Menurut Lipton, sejak beberapa tahun terakhir,
masyarakat makin berminat pada topik-topik AI, juga tentang machine
learning, ataupun natural
language processing. Karena tingginya
tingkat permintaan bacaan bertema AI, semakin banyak pula konten media yang
membahas soal AI. Sayangnya, ini kemudian melahirkan apa yang disebut sebagai
“AI misinformation epidemic”, yakni suatu fenomena ketika jurnalisme atau media
menghasilkan informasi-informasi yang salah dan berlebihan soal AI.
AI
misinformation epidemic bukan fenomena
baru. Ketika Electronic Numerical Integrator and Computer (ENIAC), komputer
awal yang berukuran sebesar bus lahir Pada dekade 1940an, jurnalis menyebutnya
sebagai “Frankenstein matematika,” hingga “mesin penyihir.”

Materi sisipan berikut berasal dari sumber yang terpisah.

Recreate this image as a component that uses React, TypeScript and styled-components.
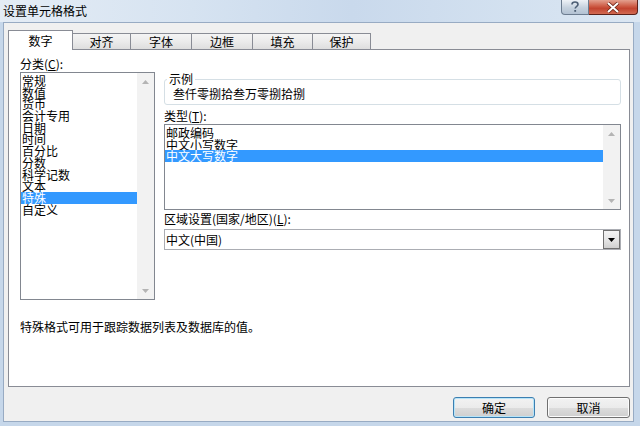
import styled, { createGlobalStyle } from "styled-components";

const GlobalStyle = createGlobalStyle`
  html, body {
    margin: 0;
    padding: 0;
  }
  body {
    font-family: "Noto Sans CJK SC", "Noto Sans", sans-serif;
    font-size: 12px;
    color: #000;
  }
  * {
    box-sizing: border-box;
  }
`;

const Window = styled.div`
  width: 640px;
  height: 426px;
  display: flex;
  flex-direction: column;
  background: #c6d7ea;
  overflow: hidden;
`;

const TitleBar = styled.div`
  height: 22px;
  flex: none;
  display: flex;
  justify-content: space-between;
  align-items: flex-start;
  background: linear-gradient(90deg, #e4ecf5 0%, #d6e3f1 30%, #c9d9ec 55%, #d3e1f0 80%, #dbe6f2 100%);
`;

const TitleText = styled.span`
  padding: 4px 0 0 3px;
  line-height: 14px;
`;

const Controls = styled.div`
  display: flex;
  margin-right: 2px;
`;

const HelpButton = styled.div`
  width: 28px;
  height: 15px;
  border: 1px solid #6c7c90;
  border-top: none;
  border-radius: 0 0 0 4px;
  background: linear-gradient(#eef2f7, #c5d1de 55%, #b3c2d3);
  display: flex;
  align-items: center;
  justify-content: center;
`;

const CloseButton = styled.div`
  width: 49px;
  height: 15px;
  border: 1px solid #5b2119;
  border-left: none;
  border-top: none;
  border-radius: 0 0 4px 0;
  background: linear-gradient(#e3a08f, #cd5a44 45%, #c24430 60%, #d26a52);
  display: flex;
  align-items: center;
  justify-content: center;
`;

const Frame = styled.div`
  flex: 1;
  display: flex;
  padding: 0 6px 4px 3px;
`;

const Body = styled.div`
  flex: 1;
  display: flex;
  flex-direction: column;
  border: 1px solid #98abc3;
  background: #f0f0f0;
  padding: 7px 3px 0 4px;
`;

const TabStrip = styled.div`
  display: flex;
  align-items: flex-end;
  position: relative;
  z-index: 1;
`;

const Tab = styled.div<{ $active?: boolean; $w: number }>`
  width: ${(p) => p.$w}px;
  height: ${(p) => (p.$active ? 20 : 16)}px;
  margin-bottom: ${(p) => (p.$active ? -1 : 0)}px;
  margin-right: -1px;
  border: 1px solid #898c95;
  border-bottom: none;
  background: ${(p) =>
    p.$active ? "#fff" : "linear-gradient(#f4f4f4, #ebebeb 50%, #dedede)"};
  display: flex;
  align-items: center;
  justify-content: center;
  line-height: 14px;
  padding-top: ${(p) => (p.$active ? 0 : 1)}px;
`;

const Panel = styled.div`
  height: 338px;
  border: 1px solid #898c95;
  background: #fff;
  padding: 7px 8px 0 11px;
  display: flex;
  flex-direction: column;
`;

const Columns = styled.div`
  display: flex;
  gap: 9px;
`;

const Column = styled.div<{ $w?: number; $top?: number }>`
  display: flex;
  flex-direction: column;
  ${(p) => (p.$w ? `width: ${p.$w}px; flex: none;` : "flex: 1;")}
  padding-top: ${(p) => p.$top ?? 0}px;
`;

const Label = styled.div<{ $mt?: number }>`
  line-height: 14px;
  margin-top: ${(p) => p.$mt ?? 0}px;
  margin-bottom: 1px;
`;

const ListBox = styled.div<{ $h: number }>`
  height: ${(p) => p.$h}px;
  border: 1px solid #828790;
  display: flex;
  background: #fff;
`;

const Items = styled.div`
  flex: 1;
  padding-top: 2px;
  display: flex;
  flex-direction: column;
`;

const Item = styled.div<{ $selected?: boolean; $lh: number }>`
  height: ${(p) => p.$lh}px;
  line-height: ${(p) => p.$lh}px;
  padding-left: 1px;
  white-space: nowrap;
  background: ${(p) => (p.$selected ? "#3399ff" : "transparent")};
  color: ${(p) => (p.$selected ? "#fff" : "#000")};
`;

const ScrollTrack = styled.div`
  width: 17px;
  flex: none;
  background: #f2f2f2;
  display: flex;
  flex-direction: column;
  justify-content: space-between;
`;

const ArrowBox = styled.div`
  height: 17px;
  display: flex;
  align-items: center;
  justify-content: center;
`;

const GroupBox = styled.fieldset`
  margin: 0;
  border: 1px solid #d5dfe5;
  border-radius: 3px;
  padding: 1px 8px 3px 8px;
`;

const Legend = styled.legend`
  padding: 0 2px;
  margin-left: -6px;
  line-height: 14px;
`;

const Sample = styled.div`
  line-height: 14px;
`;

const Combo = styled.div`
  height: 21px;
  border: 1px solid #abadb3;
  display: flex;
  align-items: stretch;
  margin-top: 2px;
`;

const ComboText = styled.div`
  flex: 1;
  padding-left: 1px;
  line-height: 19px;
`;

const DropButton = styled.div`
  width: 17px;
  border: 1px solid #707070;
  background: linear-gradient(#f3f3f3, #e6e6e6 50%, #d0d0d0);
  display: flex;
  align-items: center;
  justify-content: center;
`;

const Description = styled.div`
  margin-top: 20px;
  line-height: 14px;
`;

const ButtonRow = styled.div`
  display: flex;
  justify-content: flex-end;
  gap: 12px;
  padding-top: 10px;
`;

const Button = styled.div<{ $default?: boolean }>`
  width: ${(p) => (p.$default ? 82 : 83)}px;
  height: 21px;
  border: 1px solid ${(p) => (p.$default ? "#3c7fb1" : "#707070")};
  border-radius: 3px;
  background: linear-gradient(#f2f2f2, #ebebeb 50%, #dddddd 51%, #cfcfcf);
  box-shadow: ${(p) => (p.$default ? "inset 0 0 0 1px #b7e4f8" : "inset 0 0 0 1px #fcfcfc")};
  display: flex;
  align-items: center;
  justify-content: center;
  line-height: 14px;
`;

const tabs = [
  { label: "数字", w: 65 },
  { label: "对齐", w: 59 },
  { label: "字体", w: 62 },
  { label: "边框", w: 62 },
  { label: "填充", w: 61 },
  { label: "保护", w: 59 },
];

const categories = [
  "常规",
  "数值",
  "货币",
  "会计专用",
  "日期",
  "时间",
  "百分比",
  "分数",
  "科学记数",
  "文本",
  "特殊",
  "自定义",
];

const types = ["邮政编码", "中文小写数字", "中文大写数字"];

const UpArrow = () => (
  <svg width="7" height="4" viewBox="0 0 7 4">
    <path d="M0 4 L3.5 0 L7 4 Z" fill="#b4b4b4" />
  </svg>
);

const DownArrow = ({ color = "#b4b4b4" }: { color?: string }) => (
  <svg width="7" height="4" viewBox="0 0 7 4">
    <path d="M0 0 L7 0 L3.5 4 Z" fill={color} />
  </svg>
);

const ScrollBar = () => (
  <ScrollTrack>
    <ArrowBox>
      <UpArrow />
    </ArrowBox>
    <ArrowBox>
      <DownArrow />
    </ArrowBox>
  </ScrollTrack>
);

export default function App() {
  return (
    <>
      <GlobalStyle />
      <Window>
        <TitleBar>
          <TitleText>设置单元格格式</TitleText>
          <Controls>
            <HelpButton>
              <svg width="10" height="12" viewBox="0 0 10 12">
                <path
                  d="M2 3.5 C2 1.5 3.5 1 5 1 C6.8 1 8 2 8 3.5 C8 5.2 5.2 5.4 5.2 7.5"
                  fill="none"
                  stroke="#4d5f75"
                  strokeWidth="1.6"
                />
                <rect x="4.3" y="9" width="1.8" height="1.8" fill="#4d5f75" />
              </svg>
            </HelpButton>
            <CloseButton>
              <svg width="14" height="11" viewBox="0 0 14 11">
                <path d="M2 1 L12 10 M12 1 L2 10" stroke="#6b2418" strokeWidth="3.6" />
                <path d="M2 1 L12 10 M12 1 L2 10" stroke="#fff" strokeWidth="2" />
              </svg>
            </CloseButton>
          </Controls>
        </TitleBar>
        <Frame>
          <Body>
            <TabStrip>
              {tabs.map((t, i) => (
                <Tab key={t.label} $w={t.w} $active={i === 0}>
                  {t.label}
                </Tab>
              ))}
            </TabStrip>
            <Panel>
              <Columns>
                <Column $w={135}>
                  <Label>
                    分类(<u>C</u>):
                  </Label>
                  <ListBox $h={228}>
                    <Items>
                      {categories.map((c) => (
                        <Item key={c} $lh={11.7} $selected={c === "特殊"}>
                          {c}
                        </Item>
                      ))}
                    </Items>
                    <ScrollBar />
                  </ListBox>
                </Column>
                <Column $top={15}>
                  <GroupBox>
                    <Legend>示例</Legend>
                    <Sample>叁仟零捌拾叁万零捌拾捌</Sample>
                  </GroupBox>
                  <Label $mt={4}>
                    类型(<u>T</u>):
                  </Label>
                  <ListBox $h={86}>
                    <Items>
                      {types.map((t) => (
                        <Item key={t} $lh={11.5} $selected={t === "中文大写数字"}>
                          {t}
                        </Item>
                      ))}
                    </Items>
                    <ScrollBar />
                  </ListBox>
                  <Label $mt={2}>
                    区域设置(国家/地区)(<u>L</u>):
                  </Label>
                  <Combo>
                    <ComboText>中文(中国)</ComboText>
                    <DropButton>
                      <DownArrow color="#000" />
                    </DropButton>
                  </Combo>
                </Column>
              </Columns>
              <Description>特殊格式可用于跟踪数据列表及数据库的值。</Description>
            </Panel>
            <ButtonRow>
              <Button $default>确定</Button>
              <Button>取消</Button>
            </ButtonRow>
          </Body>
        </Frame>
      </Window>
    </>
  );
}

Tak berapa lama berselang selepas ENIAC, Cornell Aeronautical
Laboratory merilis algoritma canggih bernama Perceptron. Ketika itu, jurnalis The New York Times menyebutnya sebagai
“otak elektronik” yang bisa “mengajar dirinya sendiri.”
Namun kesalahpahaman tentang AI ini dapat dimaklumi, apalagi
ini bidang yang sama sekali asing bagi banyak orang awam. Drew McDermott dalam
makalah “Artificial Intelligence Meets Natural Stupidity" yang diterbitkan
di SIGART Newsletter edisi April 1976, menyebut bahwa AI berada di perbatasan
antara kehormatan dan kegilaan. Karenanya, hal-hal aneh nan mistis tentang AI
saling terkait dengan segala unsur matematisnya.
Di kalangan akademisi bidang komputer bahkan masih sering
terjadi perdebatan dan kesalahpahaman tentang apa itu AI dan apa tujuan AI.
Karena itu pula, tak heran kalau ada banyak orang yang menganggap bahwa kelak
AI bisa melahirkan robot-robot yang memusnahkan umat manusia.